Neurology & Pain Management Coding Alert

Reader Question:

Billing Injections

Question: We recently hired a PA who gives injections for headaches using Toradol, Imitrex, Depo-Medrol, etc. I have been told to use 90782 for administration and the J code for medication. How should I determine how much to charge? Should I bill for an E/M code also?

Pennsylvania Subscriber
 
Answer: Code 90782 (therapeutic, prophylactic or diagnostic injection [specify material injected]; subcutaneous or intramuscular) is appropriate for administration of the injection with the accompanying HCPCS J code for the drug.
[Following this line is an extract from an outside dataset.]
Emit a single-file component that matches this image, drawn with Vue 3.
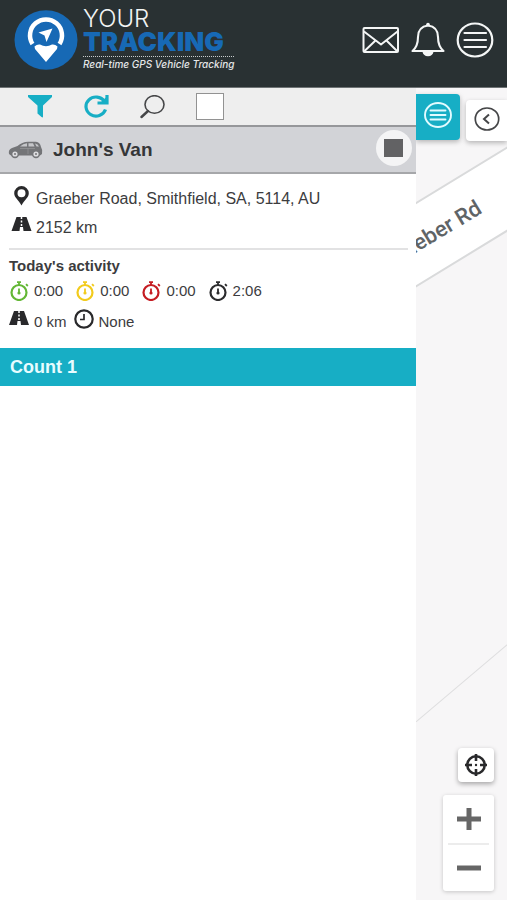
<script setup>
import { ref } from 'vue'

const selectAll = ref(false)
const timers = [
  { label: 'Moving', time: '0:00', tone: 'green' },
  { label: 'Idle', time: '0:00', tone: 'yellow' },
  { label: 'Stopped', time: '0:00', tone: 'red' },
  { label: 'Off', time: '2:06', tone: 'dark' },
]
</script>

<template>
  <div class="page">
    <header class="topbar">
      <a class="brand" href="#">
        <svg class="brand-mark" viewBox="0 0 64 60" aria-hidden="true">
          <ellipse cx="32" cy="30" rx="31.5" ry="29.8" fill="#1769b5" />
          <path d="M18.500 34A16 16 0 1 1 45.500 34" fill="none" stroke="#fff" stroke-width="4.500" />
          <path d="M20.500 36.500Q23 34 26 34.500Q32 38 38 34.500Q41 34 43.500 36.500L43 39L32 52L21 39Z" fill="#fff" />
          <path d="M38.500 18.500L24.500 22.500L30.500 25.500L32.500 32Z" fill="#fff" />
        </svg>
        <span class="brand-text">
          <span class="brand-your">YOUR</span>
          <span class="brand-tracking">TRACKING</span>
          <span class="brand-tag">Real-time GPS Vehicle Tracking</span>
        </span>
      </a>
      <nav class="top-actions">
        <button class="plain" aria-label="Messages">
          <svg width="38" height="36" viewBox="0 0 38 36" fill="none" stroke="#f4f6f6" stroke-width="2" stroke-linejoin="round">
            <rect x="1.500" y="6" width="34.500" height="24" rx="1" />
            <path d="M2 9.500L19 22.500L35.500 9.500M2 29.500L13.500 18.500M35.500 29.500L24.500 18.500" />
          </svg>
        </button>
        <button class="plain" aria-label="Notifications">
          <svg width="34" height="36" viewBox="0 0 34 36" fill="none" stroke="#f4f6f6" stroke-width="2.100" stroke-linejoin="round">
            <path d="M17 3.500C9.500 4.500 7 9 7 15C7 22 5 26 1.500 29H32.500C29 26 27 22 27 15C27 9 24.500 4.500 17 3.500Z" />
            <circle cx="17" cy="2.500" r="1.800" fill="#f4f6f6" stroke="none" />
            <path d="M12.500 29.500A4.600 4.600 0 0 0 21.500 29.500Z" fill="#f4f6f6" />
          </svg>
        </button>
        <button class="plain" aria-label="Menu">
          <svg width="38" height="36" viewBox="0 0 38 36" fill="none" stroke="#f4f6f6" stroke-width="2.200">
            <ellipse cx="19" cy="18" rx="17.300" ry="16.500" />
            <path d="M8.500 11H30M8.500 18H30M8.500 25H30" stroke-linecap="round" />
          </svg>
        </button>
      </nav>
    </header>

    <main class="content">
      <section class="sidebar">
        <div class="toolbar">
          <button class="plain" aria-label="Filter">
            <svg width="24" height="24" viewBox="0 0 24 24"><path d="M0 0H24V2L15 10.500V21.500Q15 23 13.500 22L9.500 18.500V10.500L0 2Z" fill="#17aec5" /></svg>
          </button>
          <button class="plain" aria-label="Refresh">
            <svg width="26" height="24" viewBox="0 0 26 24" fill="none" stroke="#17aec5" stroke-width="3.200">
              <path d="M21.500 6.500A10 9.500 0 1 0 22.500 14.500" />
              <path d="M24 0V8H14.500" />
              <path d="M17 8L24 1.500V8Z" fill="#17aec5" stroke="none" />
            </svg>
          </button>
          <button class="plain" aria-label="Search">
            <svg width="25" height="24" viewBox="0 0 25 24" fill="none" stroke="#454648">
              <ellipse cx="14.500" cy="9.500" rx="9.500" ry="8.800" stroke-width="1.600" />
              <path d="M8 16L1.500 22" stroke-width="2.400" stroke-linecap="round" />
            </svg>
          </button>
          <input v-model="selectAll" class="check" type="checkbox" aria-label="Select all vehicles" />
        </div>

        <div class="vehicle">
          <svg width="35" height="18" viewBox="0 0 35 18" aria-hidden="true">
            <path d="M1 13Q0 8.500 4 7L9.500 5Q14 1 20 .8H28Q32 1 33 6Q35 9 34 13L32 14.500H3Z" fill="#747578" />
            <path d="M12 5.500Q15 2.500 19 2.300V5.500ZM20.500 2.300H25L26.500 5.500H20.500ZM27 2.500Q30 2.800 31 5.500H28.500Z" fill="#c5c6c9" />
            <path d="M12 7.500H27M20 7V13" stroke="#929396" stroke-width=".8" />
            <g fill="#dddde0" stroke="#747578" stroke-width="1.600"><circle cx="7" cy="13" r="3.400" /><circle cx="28" cy="13" r="3.400" /></g>
            <g fill="#747578"><circle cx="7" cy="13" r="1" /><circle cx="28" cy="13" r="1" /></g>
          </svg>
          <h1>John's Van</h1>
          <button class="stop" aria-label="Vehicle stopped"><span></span></button>
        </div>

        <div class="details">
          <p class="line">
            <svg class="line-icon" width="24" height="20" viewBox="0 0 24 20" aria-hidden="true">
              <path fill-rule="evenodd" d="M12.500 0A7.300 7.300 0 0 0 5.200 7.300C5.200 11.500 9.500 14 12.500 19.500C15.500 14 19.800 11.500 19.800 7.300A7.300 7.300 0 0 0 12.500 0ZM12.500 3.300A4 4 0 1 1 12.500 11.300A4 4 0 1 1 12.500 3.300Z" fill="#29292b" />
            </svg>
            <span>Graeber Road, Smithfield, SA, 5114, AU</span>
          </p>
          <p class="line">
            <svg class="line-icon" width="24" height="20" viewBox="0 0 24 20" aria-hidden="true">
              <path d="M7.500 2H17.500L22.500 16H14.500L14 12H11L10.500 16H2.500Z" fill="#29292b" />
              <path d="M12.500 2V4M12.500 5.500V7.500M12.500 9V11" stroke="#fff" stroke-width="1.500" />
            </svg>
            <span>2152 km</span>
          </p>
          <hr />
          <h2>Today's activity</h2>
          <ul class="timers">
            <li v-for="timer in timers" :key="timer.label" :class="timer.tone">
              <svg width="20" height="20" viewBox="0 0 20 20" fill="none" stroke="currentColor" role="img" :aria-label="timer.label">
                <circle cx="10" cy="11.500" r="7.500" stroke-width="2.200" />
                <path d="M8 1.200H12M10 1V4" stroke-width="1.800" />
                <path d="M17 3.200L18.800 5" stroke-width="1.800" />
                <path d="M10 7.500V12" stroke-width="1.800" /><circle cx="10" cy="12" r="1.600" fill="currentColor" stroke="none" />
              </svg>
              <span>{{ timer.time }}</span>
            </li>
          </ul>
          <p class="summary">
            <span class="fact">
              <svg class="line-icon" width="20" height="20" viewBox="0 0 20 20" aria-hidden="true">
                <path d="M5 2H15L20 16H12L11.500 12H8.500L8 16H0Z" fill="#29292b" />
                <path d="M10 2V4M10 5.500V7.500M10 9V11" stroke="#fff" stroke-width="1.500" />
              </svg>
              <span>0 km</span>
            </span>
            <span class="fact">
              <svg class="line-icon" width="20" height="20" viewBox="0 0 20 20" fill="none" stroke="#29292b" aria-hidden="true">
                <circle cx="10" cy="10" r="8.700" stroke-width="2.200" />
                <path d="M10 5V10.500H6" stroke-width="1.700" />
              </svg>
              <span>None</span>
            </span>
          </p>
        </div>
        <p class="count">Count 1</p>
      </section>

      <section class="map" aria-label="Map">
        <svg class="map-art" viewBox="0 0 91 812" preserveAspectRatio="xMinYMin slice">
          <path d="M-2 116L93 58V141L-2 199Z" fill="#fff" stroke="#d9dadb" stroke-width="2" />
          <path d="M0 632L91 555" stroke="#dededf" stroke-width="1" />
          <text class="street" x="67" y="124" transform="rotate(-31 67 124)" text-anchor="end">Graeber Rd</text>
        </svg>
        <div class="tabs">
          <button class="tab list-tab" aria-label="Vehicle list">
            <svg width="28" height="28" viewBox="0 0 28 28" fill="none" stroke="#e2fbff" stroke-width="1.900">
              <ellipse cx="14" cy="14" rx="13" ry="12" /><path d="M6.500 9.500H21.500M6.500 14H21.500M6.500 18.500H21.500" stroke-linecap="round" />
            </svg>
          </button>
          <button class="tab back-tab" aria-label="Collapse panel">
            <svg width="26" height="26" viewBox="0 0 26 26" fill="none" stroke="#454648" stroke-width="1.700">
              <ellipse cx="13" cy="13" rx="11.700" ry="11" /><path d="M15 8.500L10 13L15 17.500" stroke-width="2" />
            </svg>
          </button>
        </div>
        <div class="controls">
          <button class="locate" aria-label="My location">
            <svg width="24" height="24" viewBox="0 0 24 24" fill="none" stroke="#29292b">
              <circle cx="12" cy="12" r="8.700" stroke-width="2.600" />
              <path d="M12 1V8M12 16V23M1 12H8M16 12H23" stroke-width="2.600" />
              <circle cx="12" cy="12" r="1.200" fill="#29292b" stroke="none" />
            </svg>
          </button>
          <div class="zoom">
            <button aria-label="Zoom in"><svg width="24" height="24" viewBox="0 0 24 24"><path d="M0 12H24M12 1V23" stroke="#666" stroke-width="5" /></svg></button>
            <button aria-label="Zoom out"><svg width="24" height="24" viewBox="0 0 24 24"><path d="M0 12H24" stroke="#666" stroke-width="5" /></svg></button>
          </div>
        </div>
      </section>
    </main>
  </div>
</template>

<style>
body {
  margin: 0;
}
</style>

<style scoped>
* {
  box-sizing: border-box;
}
.page {
  display: flex;
  flex-direction: column;
  min-height: 100vh;
  background: #fff;
  color: #3c3c3e;
  font: 15px/20px "Liberation Sans", Arial, sans-serif;
}
h1, h2, p, ul {
  margin: 0;
  padding: 0;
}
svg {
  display: block;
  flex: none;
}
button {
  display: flex;
  align-items: center;
  justify-content: center;
  padding: 0;
  border: 0;
  background: #fff;
  cursor: pointer;
}
.plain {
  background: none;
}
.topbar {
  display: flex;
  align-items: center;
  justify-content: space-between;
  height: 88px;
  padding: 0 13px 8px 14px;
  background: #293133;
  border-bottom: 1px solid #6e7375;
}
.brand {
  display: flex;
  align-items: center;
  gap: 5px;
  text-decoration: none;
}
.brand-mark {
  width: 64px;
  height: 60px;
}
.brand-text {
  display: flex;
  flex-direction: column;
  font-family: Inter, sans-serif;
  white-space: nowrap;
}
.brand-your {
  color: #f2f4f4;
  font-size: 24px;
  font-weight: 300;
  line-height: 22px;
}
.brand-tracking {
  color: #1769b5;
  font-size: 26px;
  font-weight: 900;
  line-height: 24px;
  padding-bottom: 2px;
  border-bottom: 1px dotted #c8cccd;
}
.brand-tag {
  color: #e4e6e7;
  font-size: 10px;
  font-style: italic;
  font-weight: 500;
  line-height: 14px;
}
.top-actions {
  display: flex;
  gap: 11px;
}
.content {
  display: flex;
  flex: 1;
}
.sidebar {
  flex: 0 0 82%;
  background: #fff;
}
.toolbar {
  display: flex;
  align-items: center;
  gap: 31px;
  height: 39px;
  padding: 0 28px;
  background: #eee;
  border-bottom: 2px solid #96979a;
}
.check {
  appearance: none;
  width: 28px;
  height: 27px;
  margin: 0;
  background: #fff;
  border: 1px solid #929292;
}
.check:checked {
  background: #17aec5;
}
.vehicle {
  display: flex;
  align-items: center;
  gap: 10px;
  height: 47px;
  padding: 0 4px 0 8px;
  background: #d2d3d7;
  border-bottom: 2px solid #a6a7aa;
}
h1 {
  flex: 1;
  color: #353638;
  font-size: 19px;
  line-height: 24px;
}
.stop {
  width: 36px;
  height: 36px;
  margin-bottom: 4px;
  background: #f4f4f5;
  border-radius: 50%;
}
.stop span {
  width: 19px;
  height: 18px;
  background: #626264;
}
.details {
  padding: 10px 8px 10px 9px;
}
.line {
  display: flex;
  align-items: center;
  gap: 3px;
  height: 29px;
  font-size: 16px;
}
.line-icon {
  margin-bottom: 6px;
}
hr {
  height: 2px;
  margin: 6px 0;
  border: 0;
  background: #e2e2e3;
}
h2 {
  font-size: 15px;
  line-height: 20px;
}
.timers {
  display: flex;
  gap: 12px;
  height: 30px;
  align-items: center;
  list-style: none;
}
.timers li {
  display: flex;
  align-items: center;
  gap: 5px;
}
.timers span {
  color: #3c3c3e;
}
.green {
  color: #63b735;
}
.yellow {
  color: #f2cb1d;
}
.red {
  color: #c51c22;
}
.dark {
  color: #2c2c2e;
}
.summary {
  display: flex;
  gap: 7px;
}
.fact {
  display: flex;
  align-items: center;
  gap: 5px;
  height: 32px;
}
.count {
  padding: 9px 10px;
  color: #e8fcff;
  background: #17aec5;
  font-size: 18px;
  font-weight: bold;
  line-height: 20px;
}
.map {
  position: relative;
  display: flex;
  flex: 1;
  flex-direction: column;
  justify-content: space-between;
  min-width: 0;
  overflow: hidden;
  background: #f7f6f7;
}
.map-art {
  position: absolute;
  inset: 0;
  width: 100%;
  height: 100%;
}
.street {
  fill: #5f6466;
  font: 500 22px Roboto, sans-serif;
}
.tabs, .controls {
  position: relative;
  display: flex;
}
.tabs {
  align-items: flex-start;
  justify-content: space-between;
  padding-top: 6px;
}
.tab {
  box-shadow: 0 2px 5px #0004;
}
.list-tab {
  width: 44px;
  height: 46px;
  padding-bottom: 4px;
  background: #17aec5;
  border-radius: 0 4px 4px 0;
}
.back-tab {
  width: 41px;
  height: 41px;
  margin-top: 6px;
  padding-bottom: 4px;
  border-radius: 4px 0 0 4px;
}
.controls {
  flex-direction: column;
  align-items: flex-end;
  gap: 13px;
  padding: 0 13px 9px;
}
.locate {
  width: 36px;
  height: 34px;
  border-radius: 4px;
  box-shadow: 0 2px 5px #0005;
}
.zoom {
  width: 51px;
  padding: 0 5px;
  background: #fff;
  border-radius: 3px;
  box-shadow: 0 1px 4px #0003;
}
.zoom button {
  width: 100%;
  height: 48px;
}
.zoom button + button {
  border-top: 2px solid #ececec;
}
</style>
The supply codes for Toradol, Imitrex and Depo-Medrol are J1885, J3030 and J1020, J1030 or J1040 (depending on the dose).
 
Medicare guidelines do not allow separate billing of an E/M service if only an injection is performed. Code 99211 (office or other outpatient visit) cannot be used to report a visit for the purpose of receiving an injection that meets the definition of 90782, 90783 ( intra-arterial), 90784 ( intravenous) or 90788 (intramuscular injection of antiobiotic [specify]). The Medicare Carriers Manual advises carriers, Do not pay 90782-90784 or 90788 if any other physician fee schedule service was rendered. If no E/M service or other service is provided on the same day as the injection, the injection code is billed. The drug is billed as a J code, whether the injection is separately billable or not.
 
Therefore, unless a significant, separately identifiable E/M service occurred at the time of the injection, an E/M code should not be reported in addition to 90782. If a separate E/M service did occur, report the service (i.e., 99213 office or other outpatient visit for the evaluation and management of an established patient ...) separately, with modifier -25 (significant, separately identifiable evaluation and management service by the same physician on the same day of the procedure or other service) appended.
 
If the physician assistant (PA) bills using his or her own personal identification number (PIN), expect reimbursement at a rate of 85 percent of the total from Medicare payers. Medicare and some third-party payers may allow the injection to be billed incident to the physicians services (Medicare defines incident to as services or supplies furnished as an integral, although incidental, part of the physicians personal professional services in the course of a diagnosis or treatment of an injury or illness), using the physicians PIN. This will allow for full payment, but the doctor must be readily available and involved in the patients care. Incident to services must be carefully documented, as the Office of the Inspector General has identified incident to billing as an area for special scrutiny in 2001.
 
Note: For more information on billing incident to, see Nonphysician Practitioner Reimbursement Alert, April 2001.
 
The CMS Physician Fee Schedule specifies 0.12 relative value units for 90782, or about $5 for Medicare payers. The average fee range for all payers is $22-28, according to HealthCare Consultants 2001 Physician Fee & Coding Guide.